EMPEZANDO POR LOS MÁS VIEJOS
Isaías
cuenta los favores que hizo Dios en el Antiguo Testamento pero sobre todo los
que hará a su pueblo en el futuro.
El pueblo es Israel del que Dios dice es “mi pueblo”.
Lo llama también “mi escogido” y añade que es “el
pueblo que yo formé”.
Realmente el buen israelita debía sentirse
orgulloso de su Dios y cumplir lo que Dios le pedía: “proclamará mi alabanza”.
Lo que fue Israel en el Antiguo Testamento
a partir del cumplimiento de las promesas, con la llegada de Jesús es la
Iglesia y cada uno de los que pertenecemos a ella.
Recuerda tú las maravillas que Dios ha
hecho por ti a través de la historia de la salvación y alábalo como lo hizo
María, la “hija de Sión” y Madre de
la Iglesia.
Salmo
125
Por lo dicho anteriormente la Iglesia nos
invita a repetir siempre el salmo que cantaban los israelitas para glorificar a
Dios.
En el salmo van incluidos los gozos y
sufrimientos de ayer y de hoy:
“El Señor ha estado
grande con nosotros y estamos alegres.
Cuando el Señor
cambió la suerte de Sión, nos parecía soñar:
la boca se nos
llenaba de risas, la lengua de cantares”.
Pablo
se comunica una vez más con una de las comunidades más queridas, los
filipenses. Les abre el corazón.
Primero les hace ver cómo desde que
descubrió a Jesús, toda su vida anterior y sus proyectos los consideró pérdida
ante “el conocimiento de Cristo Jesús, mi
Señor”.
¡Cuántas veces llamará Pablo a Jesús con el
título divino de “Señor”!
“Por Él lo perdí todo y todo lo estimo
basura con tal de ganar a Cristo”.
Esa es la verdadera conversión, muy
distinta de nuestros pequeños cambios que no duran.
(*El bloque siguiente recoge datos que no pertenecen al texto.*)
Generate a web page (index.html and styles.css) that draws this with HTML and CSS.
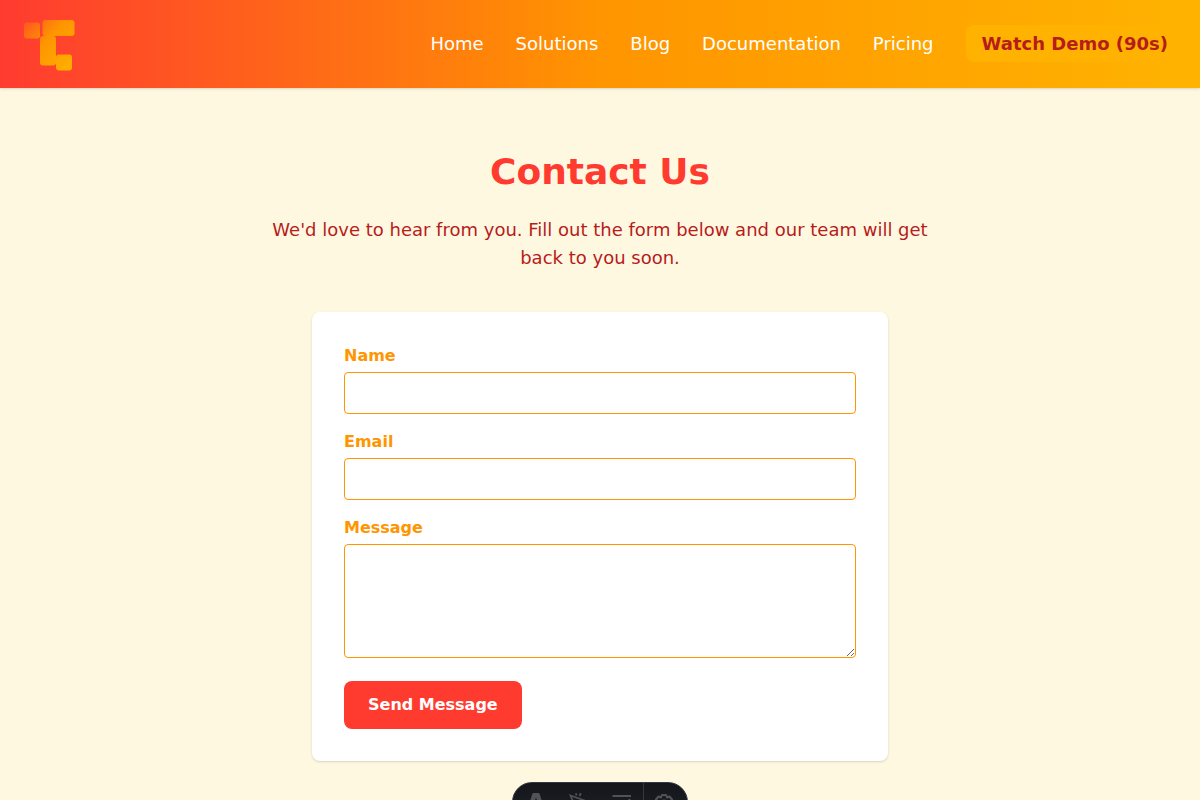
FILE: index.html
```html
<!DOCTYPE html>
<html lang="en">
<head>
<meta charset="utf-8">
<meta name="viewport" content="width=device-width, initial-scale=1">
<title>Contact Us</title>
<link rel="stylesheet" href="styles.css">
</head>
<body>
<header class="site-header">
  <a class="logo" href="#" aria-label="Home page">
    <svg width="56" height="56" viewBox="0 0 56 56" aria-hidden="true">
      <defs>
        <linearGradient id="logo-fill" gradientUnits="userSpaceOnUse" x1="-8" y1="-4" x2="52" y2="54">
          <stop offset="0" stop-color="#ff3b30"/>
          <stop offset="0.5" stop-color="#ff9500"/>
          <stop offset="1" stop-color="#ffb300"/>
        </linearGradient>
      </defs>
      <g fill="url(#logo-fill)">
        <rect x="0" y="6.500" width="16" height="16" rx="3"/>
        <rect x="18.500" y="4" width="32" height="16" rx="3"/>
        <rect x="16" y="20" width="16" height="29.500" rx="3"/>
        <rect x="32" y="38.500" width="16" height="16" rx="3"/>
      </g>
    </svg>
  </a>
  <nav>
    <ul class="nav-list">
      <li><a class="nav-link" href="#">Home</a></li>
      <li><a class="nav-link" href="#">Solutions</a></li>
      <li><a class="nav-link" href="#">Blog</a></li>
      <li><a class="nav-link" href="#">Documentation</a></li>
      <li><a class="nav-link" href="#">Pricing</a></li>
      <li><a class="nav-demo" href="#">Watch Demo (90s)</a></li>
    </ul>
  </nav>
</header>
<main class="contact">
  <h1 class="title">Contact Us</h1>
  <p class="intro">We'd love to hear from you. Fill out the form below and our team will get back to you soon.</p>
  <form class="card">
    <div class="field">
      <label class="label" for="name">Name</label>
      <input class="control" id="name" name="name" type="text">
    </div>
    <div class="field">
      <label class="label" for="email">Email</label>
      <input class="control" id="email" name="email" type="email">
    </div>
    <div class="field">
      <label class="label" for="message">Message</label>
      <textarea class="control" id="message" name="message" rows="4"></textarea>
    </div>
    <button class="submit" type="submit">Send Message</button>
  </form>
</main>
<div class="dev-bar">
  <button class="dev-item" type="button" aria-label="Menu">
    <svg width="16" height="20" viewBox="0 0 16 20" fill="currentColor"><path d="M4.200 2.200Q4.600 1 5.800 1H10.200Q11.400 1 11.800 2.200L16 16Q13.200 14.800 11.200 14.500L8 5.500 4.800 14.500Q2.800 14.800 0 16Z"/></svg>
  </button>
  <button class="dev-item" type="button" aria-label="Inspect">
    <svg width="20" height="20" viewBox="0 0 20 20" fill="none" stroke="currentColor" stroke-width="1.800"><path d="M1.500 3.500 15.500 8.500 10.500 12 7.500 17.500ZM7.500 3.500 6.800 1.200M10.500 4 11.800 1.200"/></svg>
  </button>
  <button class="dev-item" type="button" aria-label="Audit">
    <svg width="20" height="20" viewBox="0 0 20 20" fill="none" stroke="currentColor" stroke-width="2"><path d="M0.500 4H19M0.500 11H9M0.500 18H9M11 12 13 14 18 7"/></svg>
  </button>
  <button class="dev-item dev-settings" type="button" aria-label="Settings">
    <svg width="20" height="20" viewBox="0 0 20 20" fill="none" stroke="currentColor" stroke-width="2" stroke-linejoin="round"><path d="M7 3H11L12 5.500 14.500 4.500 17 7.500 15.500 9.500 17.500 11V14L15 15 15.500 17.500 12.500 19 11 18H7L5.500 19 2.500 17.500 3 15 0.500 14V11L2.500 9.500 1 7.500 3.500 4.500 6 5.500Z"/><circle cx="9" cy="12" r="3.500"/></svg>
  </button>
</div>
</body>
</html>
```
FILE: styles.css
```css
* {
  box-sizing: border-box;
}

body {
  margin: 0;
  background: #fff8e1;
  color: #b71c1c;
  font-family: "DejaVu Sans", sans-serif;
  font-size: 16px;
  line-height: 24px;
}

.site-header {
  display: flex;
  align-items: center;
  justify-content: space-between;
  padding: 16px 16px 16px 24px;
  background: linear-gradient(90deg, #ff3b30, #ff9500 50%, #ffb300);
  box-shadow: 0 1px 3px rgba(0, 0, 0, 0.1), 0 1px 2px rgba(0, 0, 0, 0.06);
}

.logo,
.logo svg {
  display: block;
}

.nav-list {
  display: flex;
  align-items: center;
  gap: 32px;
  margin: 0;
  padding: 0;
  list-style: none;
  font-size: 18px;
  line-height: 28px;
}

.nav-link {
  color: #fff;
  text-decoration: none;
}

.nav-demo {
  padding: 8px 16px;
  border-radius: 8px;
  background: #ffb300;
  color: #b71c1c;
  font-weight: 700;
  text-decoration: none;
}

.contact {
  display: flex;
  flex-direction: column;
  align-items: center;
  padding: 64px 24px;
}

.title {
  margin: 0 0 24px;
  color: #ff3b30;
  font-size: 36px;
  line-height: 40px;
}

.intro {
  max-width: 672px;
  margin: 0 0 40px;
  font-size: 18px;
  line-height: 28px;
  text-align: center;
}

.card {
  display: flex;
  flex-direction: column;
  align-items: flex-start;
  gap: 16px;
  width: 100%;
  max-width: 576px;
  padding: 32px;
  border-radius: 8px;
  background: #fff;
  box-shadow: 0 1px 3px rgba(0, 0, 0, 0.1), 0 1px 2px rgba(0, 0, 0, 0.06);
}

.field {
  display: flex;
  flex-direction: column;
  gap: 4px;
  width: 100%;
}

.label {
  color: #ff9500;
  font-weight: 700;
}

.control {
  display: block;
  width: 100%;
  padding: 8px 12px;
  border: 1px solid #ff9500;
  border-radius: 4px;
  background: #fff;
  color: #b71c1c;
  font: inherit;
}

.submit {
  margin-top: 7px;
  padding: 12px 24px;
  border: 0;
  border-radius: 8px;
  background: #ff3b30;
  color: #fff;
  font: inherit;
  font-weight: 700;
}

.dev-bar {
  position: fixed;
  bottom: -22px;
  left: 50%;
  display: flex;
  height: 40px;
  padding: 0 1px;
  overflow: hidden;
  transform: translateX(-50%);
  border: 1px solid #343841;
  border-radius: 20px;
  background: linear-gradient(180deg, #13151a, #1f2228);
}

.dev-item {
  display: flex;
  align-items: center;
  justify-content: center;
  width: 43px;
  padding: 0;
  border: 0;
  background: transparent;
  color: #505258;
}

.dev-settings {
  border-left: 1px solid #343841;
}
```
La meta que Pablo se propone es “para conocerlo a Él y la fuerza de su
resurrección, y la comunión con sus padecimientos, muriendo su misma muerte,
para llegar un día a la resurrección de entre los muertos”.
Con la misma confianza dice a los suyos que
se comporta como un atleta en carrera, porque aún no ha llegado a la meta, por
eso “olvidándome de lo que queda atrás y
lanzándome hacia lo que está por delante corro hacia la meta, para ganar el
premio, al que Dios desde arriba llama en Cristo Jesús”.
El
Evangelio nos muestra la bondad y misericordia de Jesús con los pecadores, algo
tan distinto de la actitud de aquellos fariseos que le llevan a empellones a
una adúltera, deseando ver si a Jesús le importa más la ley o la misericordia.
(Ya sabemos que para los fariseos lo más
importante era la ley).
Jesús, como si no fuera con Él, escribía
con el dedo en la arena.
Cuando le insisten, Jesús levanta la cabeza
y dice simplemente: “el que esté sin
pecado que tire la primera piedra”.
Y sigue escribiendo.
San Juan advierte que “ellos, al oírlo, se fueron escabullendo uno a uno, empezando por los
más viejos”.
Así es la vida… seguramente que los viejos
miraron su mochila bien repleta y para evitar complicaciones se esfumaron.
Esto pasa hoy también.
Si se destapa una corrupción, todos salen
huyendo como los grillos al destapar una olla.
Y al final ¿qué pasó? ¡Maravilla! Se salvó la ley.
Se salvó la adúltera y triunfó la
misericordia.
Pero no terminó todo así: Jesús da un
consejo personal a la pecadora: “tampoco
yo te condeno. Anda, y en adelante no peques más”.
Que
no se nos pase de largo el versículo de aclamación:
“Ahora, oráculo del
Señor, convertíos a mí de todo corazón, porque yo soy compasivo y
misericordioso”.
Este es el pedido del Señor para cada uno
de nosotros. Es el grito litúrgico que escuchamos durante toda la cuaresma y que
en este Año Santo nos repite continuamente el Papa Francisco.
Está claro que Jesús es la misericordia
del Padre y que para el arrepentido
siempre hay una puerta abierta.
Es la puerta de quien dijo: “Yo soy la Puerta… quien entre por mí se
salvará y podrá entrar y salir y encontrará pastos”.
Amigo, busca esa Puerta y no dudes porque
está siempre abierta: es el Corazón de Cristo.